━━━━━ Dataset section ━━━━━

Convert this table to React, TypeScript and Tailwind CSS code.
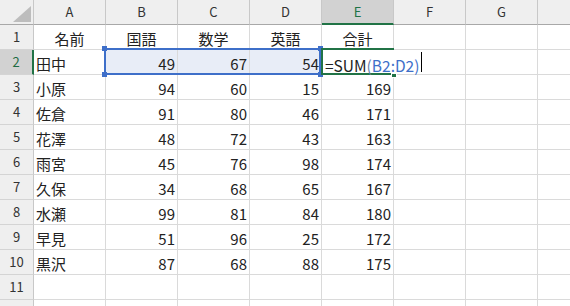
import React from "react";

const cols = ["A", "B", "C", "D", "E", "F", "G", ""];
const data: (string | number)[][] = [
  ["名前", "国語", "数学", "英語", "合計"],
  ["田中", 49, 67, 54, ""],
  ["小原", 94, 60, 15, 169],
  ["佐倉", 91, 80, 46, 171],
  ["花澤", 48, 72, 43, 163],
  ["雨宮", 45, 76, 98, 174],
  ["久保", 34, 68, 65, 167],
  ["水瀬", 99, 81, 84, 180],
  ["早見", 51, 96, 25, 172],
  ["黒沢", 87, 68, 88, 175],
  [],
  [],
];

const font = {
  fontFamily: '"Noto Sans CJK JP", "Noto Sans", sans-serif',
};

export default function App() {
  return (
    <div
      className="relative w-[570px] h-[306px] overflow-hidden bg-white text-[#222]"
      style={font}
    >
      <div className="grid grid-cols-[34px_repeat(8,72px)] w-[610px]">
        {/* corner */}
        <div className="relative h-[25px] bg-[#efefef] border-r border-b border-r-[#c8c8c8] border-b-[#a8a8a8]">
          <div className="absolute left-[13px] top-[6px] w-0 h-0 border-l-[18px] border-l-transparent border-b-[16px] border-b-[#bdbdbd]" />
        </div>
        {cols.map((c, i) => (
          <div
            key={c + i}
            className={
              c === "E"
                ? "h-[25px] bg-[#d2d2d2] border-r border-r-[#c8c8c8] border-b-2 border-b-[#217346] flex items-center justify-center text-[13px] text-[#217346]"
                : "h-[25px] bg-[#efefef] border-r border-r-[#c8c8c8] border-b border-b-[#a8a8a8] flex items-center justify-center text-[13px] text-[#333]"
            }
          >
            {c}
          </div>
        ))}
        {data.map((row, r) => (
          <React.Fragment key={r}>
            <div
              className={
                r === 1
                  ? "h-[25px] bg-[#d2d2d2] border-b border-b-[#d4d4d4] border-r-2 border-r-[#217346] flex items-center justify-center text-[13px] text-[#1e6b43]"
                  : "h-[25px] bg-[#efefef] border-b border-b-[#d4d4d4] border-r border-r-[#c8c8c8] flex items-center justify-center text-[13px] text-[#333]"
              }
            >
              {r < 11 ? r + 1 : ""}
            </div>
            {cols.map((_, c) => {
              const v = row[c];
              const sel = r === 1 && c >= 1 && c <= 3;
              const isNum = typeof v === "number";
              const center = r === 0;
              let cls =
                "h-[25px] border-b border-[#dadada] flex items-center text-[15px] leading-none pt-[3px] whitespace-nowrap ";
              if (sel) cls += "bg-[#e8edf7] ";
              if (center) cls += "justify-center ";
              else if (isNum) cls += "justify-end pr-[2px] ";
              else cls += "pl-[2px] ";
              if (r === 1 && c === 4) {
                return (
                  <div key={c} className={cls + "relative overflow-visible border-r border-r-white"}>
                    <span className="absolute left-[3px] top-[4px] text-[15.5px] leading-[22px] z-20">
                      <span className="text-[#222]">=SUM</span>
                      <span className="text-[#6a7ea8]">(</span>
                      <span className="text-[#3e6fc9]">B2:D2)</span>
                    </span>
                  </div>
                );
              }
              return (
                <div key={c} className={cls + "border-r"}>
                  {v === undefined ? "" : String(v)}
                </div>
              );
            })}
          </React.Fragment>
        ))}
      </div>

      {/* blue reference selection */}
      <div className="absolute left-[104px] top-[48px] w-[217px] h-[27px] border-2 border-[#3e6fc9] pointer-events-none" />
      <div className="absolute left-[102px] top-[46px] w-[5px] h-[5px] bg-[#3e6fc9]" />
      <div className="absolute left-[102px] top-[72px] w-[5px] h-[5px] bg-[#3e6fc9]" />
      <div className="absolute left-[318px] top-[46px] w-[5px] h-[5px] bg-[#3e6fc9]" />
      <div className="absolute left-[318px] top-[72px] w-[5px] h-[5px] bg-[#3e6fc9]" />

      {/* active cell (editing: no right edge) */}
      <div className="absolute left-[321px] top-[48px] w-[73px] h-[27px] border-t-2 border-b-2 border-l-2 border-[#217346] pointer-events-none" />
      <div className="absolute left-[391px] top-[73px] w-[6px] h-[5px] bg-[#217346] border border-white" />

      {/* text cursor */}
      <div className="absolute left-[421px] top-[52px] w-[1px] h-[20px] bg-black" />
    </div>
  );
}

━━━━━

## Given request
Repeat the data in full and exactly. Omit pictures.

## Reply to the exercise
Convert this table to React, TypeScript and Tailwind CSS code.
import React from "react";

const cols = ["A", "B", "C", "D", "E", "F", "G", ""];
const data: (string | number)[][] = [
  ["名前", "国語", "数学", "英語", "合計"],
  ["田中", 49, 67, 54, ""],
  ["小原", 94, 60, 15, 169],
  ["佐倉", 91, 80, 46, 171],
  ["花澤", 48, 72, 43, 163],
  ["雨宮", 45, 76, 98, 174],
  ["久保", 34, 68, 65, 167],
  ["水瀬", 99, 81, 84, 180],
  ["早見", 51, 96, 25, 172],
  ["黒沢", 87, 68, 88, 175],
  [],
  [],
];

const font = {
  fontFamily: '"Noto Sans CJK JP", "Noto Sans", sans-serif',
};

export default function App() {
  return (
    <div
      className="relative w-[570px] h-[306px] overflow-hidden bg-white text-[#222]"
      style={font}
    >
      <div className="grid grid-cols-[34px_repeat(8,72px)] w-[610px]">
        {/* corner */}
        <div className="relative h-[25px] bg-[#efefef] border-r border-b border-r-[#c8c8c8] border-b-[#a8a8a8]">
          <div className="absolute left-[13px] top-[6px] w-0 h-0 border-l-[18px] border-l-transparent border-b-[16px] border-b-[#bdbdbd]" />
        </div>
        {cols.map((c, i) => (
          <div
            key={c + i}
            className={
              c === "E"
                ? "h-[25px] bg-[#d2d2d2] border-r border-r-[#c8c8c8] border-b-2 border-b-[#217346] flex items-center justify-center text-[13px] text-[#217346]"
                : "h-[25px] bg-[#efefef] border-r border-r-[#c8c8c8] border-b border-b-[#a8a8a8] flex items-center justify-center text-[13px] text-[#333]"
            }
          >
            {c}
          </div>
        ))}
        {data.map((row, r) => (
          <React.Fragment key={r}>
            <div
              className={
                r === 1
                  ? "h-[25px] bg-[#d2d2d2] border-b border-b-[#d4d4d4] border-r-2 border-r-[#217346] flex items-center justify-center text-[13px] text-[#1e6b43]"
                  : "h-[25px] bg-[#efefef] border-b border-b-[#d4d4d4] border-r border-r-[#c8c8c8] flex items-center justify-center text-[13px] text-[#333]"
              }
            >
              {r < 11 ? r + 1 : ""}
            </div>
            {cols.map((_, c) => {
              const v = row[c];
              const sel = r === 1 && c >= 1 && c <= 3;
              const isNum = typeof v === "number";
              const center = r === 0;
              let cls =
                "h-[25px] border-b border-[#dadada] flex items-center text-[15px] leading-none pt-[3px] whitespace-nowrap ";
              if (sel) cls += "bg-[#e8edf7] ";
              if (center) cls += "justify-center ";
              else if (isNum) cls += "justify-end pr-[2px] ";
              else cls += "pl-[2px] ";
              if (r === 1 && c === 4) {
                return (
                  <div key={c} className={cls + "relative overflow-visible border-r border-r-white"}>
                    <span className="absolute left-[3px] top-[4px] text-[15.5px] leading-[22px] z-20">
                      <span className="text-[#222]">=SUM</span>
                      <span className="text-[#6a7ea8]">(</span>
                      <span className="text-[#3e6fc9]">B2:D2)</span>
                    </span>
                  </div>
                );
              }
              return (
                <div key={c} className={cls + "border-r"}>
                  {v === undefined ? "" : String(v)}
                </div>
              );
            })}
          </React.Fragment>
        ))}
      </div>

      {/* blue reference selection */}
      <div className="absolute left-[104px] top-[48px] w-[217px] h-[27px] border-2 border-[#3e6fc9] pointer-events-none" />
      <div className="absolute left-[102px] top-[46px] w-[5px] h-[5px] bg-[#3e6fc9]" />
      <div className="absolute left-[102px] top-[72px] w-[5px] h-[5px] bg-[#3e6fc9]" />
      <div className="absolute left-[318px] top-[46px] w-[5px] h-[5px] bg-[#3e6fc9]" />
      <div className="absolute left-[318px] top-[72px] w-[5px] h-[5px] bg-[#3e6fc9]" />

      {/* active cell (editing: no right edge) */}
      <div className="absolute left-[321px] top-[48px] w-[73px] h-[27px] border-t-2 border-b-2 border-l-2 border-[#217346] pointer-events-none" />
      <div className="absolute left-[391px] top-[73px] w-[6px] h-[5px] bg-[#217346] border border-white" />

      {/* text cursor */}
      <div className="absolute left-[421px] top-[52px] w-[1px] h-[20px] bg-black" />
    </div>
  );
}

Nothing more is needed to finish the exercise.